As was the case in previous major analyses conducted by the IDB’s Research Department, this report relies on international indices and regional opinion polls to illustrate some of its findings. From the Global Competitiveness Report produced by the World Economic Forum, which this year, at the IDB’s request, included 20 Latin American countries, it draws the fact that most of the region’s economies rank very low in terms of their technological capabilities and the quality of their macroeconomic environment and their public institutions. Half of the Latin American economies in that survey turned out to have competitiveness indicators that are lower than their income levels would otherwise warrant—implying that their potential for future growth is impaired.

Another disturbing trend is gathered from the World Business Environment Survey produced by the World Bank and the IDB. In that poll, Latin American entrepreneurs complained more bitterly than their peers in other regions about the problems they face in dealing with the scarcity of credit, complex regulations and tax systems, unstable economic policies, uncertainty related to inflation and exchange rates, crime and corruption.
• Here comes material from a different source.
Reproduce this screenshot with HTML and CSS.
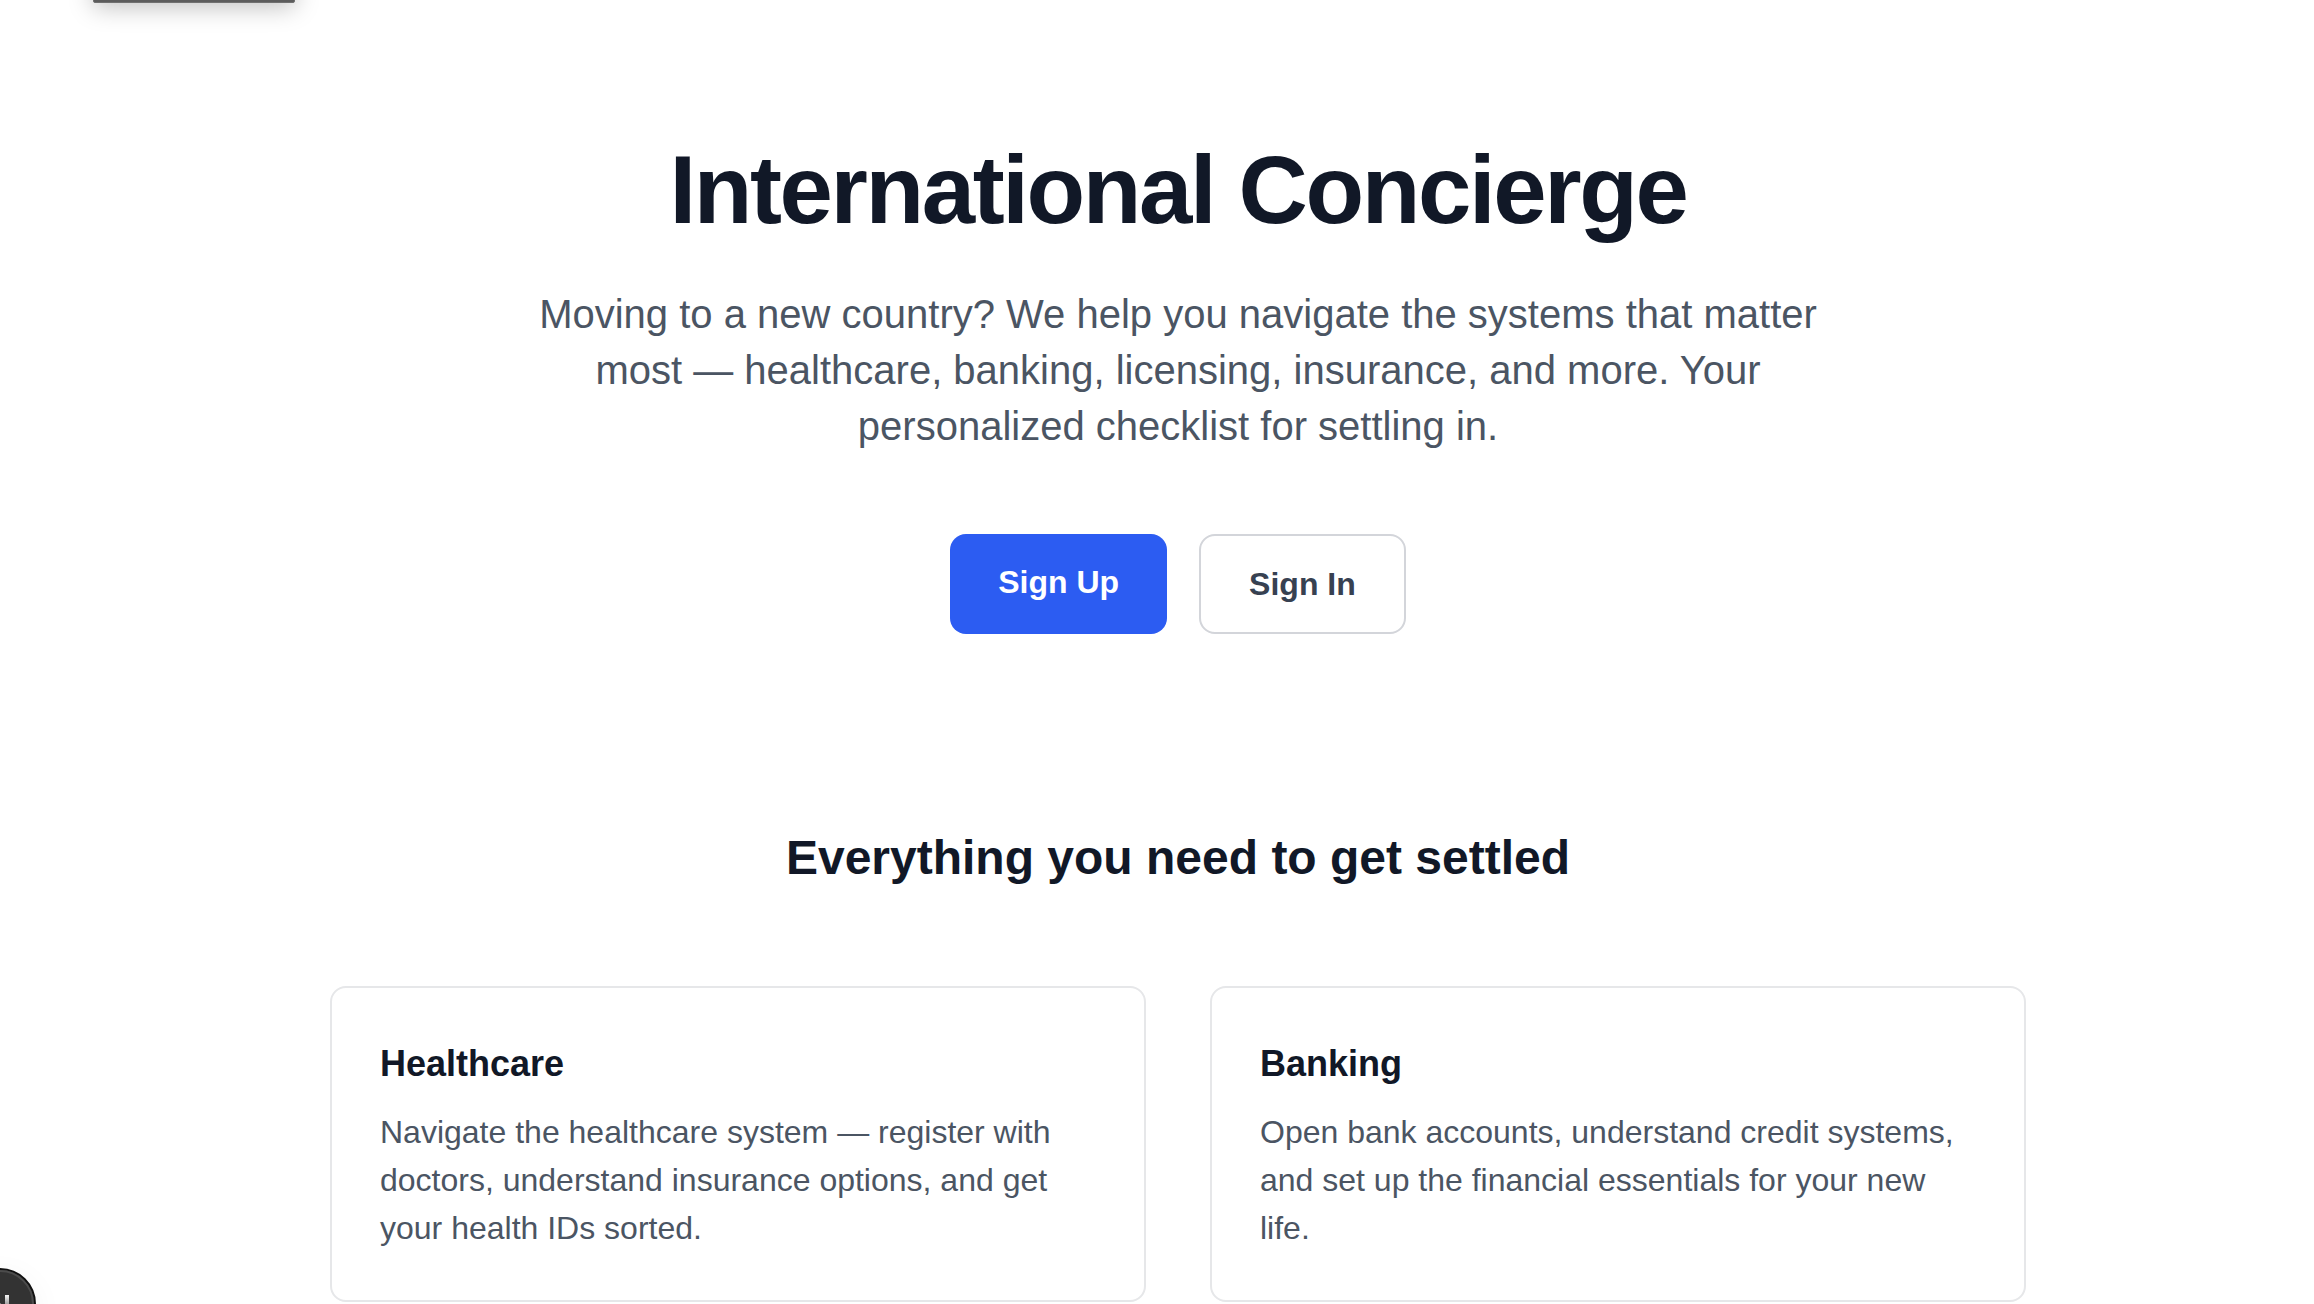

These opinions might be highly subjective, but they reflect a deep discontent with the region’s business environment among key economic actors.

In its various chapters Competitiveness: The Business of Growth discusses a number of policy options available to governments to correct many of these flaws, warning that there is no single prescription to make each of the markets for the principal productive factors function properly. It points out that the lack of capital or technological prowess are not the toughest hurdles to overcome, but rather the laws and rules that make up each country’s institutional framework. For instance, Latin America’s supply of private credit—which is only a third of the size of that in developed countries, measured as a portion of GDP—is shackled not only by macroeconomic instability but by institutional deficiencies, such as the absence of adequate protection for creditors, legal caps on interest rates, government-mandated lending to certain sectors or activities and unpredictable judicial systems. The report also notes the development of other institutions, such as those working on microcredit, which have succeeded in granting small firms and individual entrepreneurs greater access to loans. Consolidating those achievements will require improvements in the regulation and the supervision of the region’s financial systems, as well as in the laws that govern them.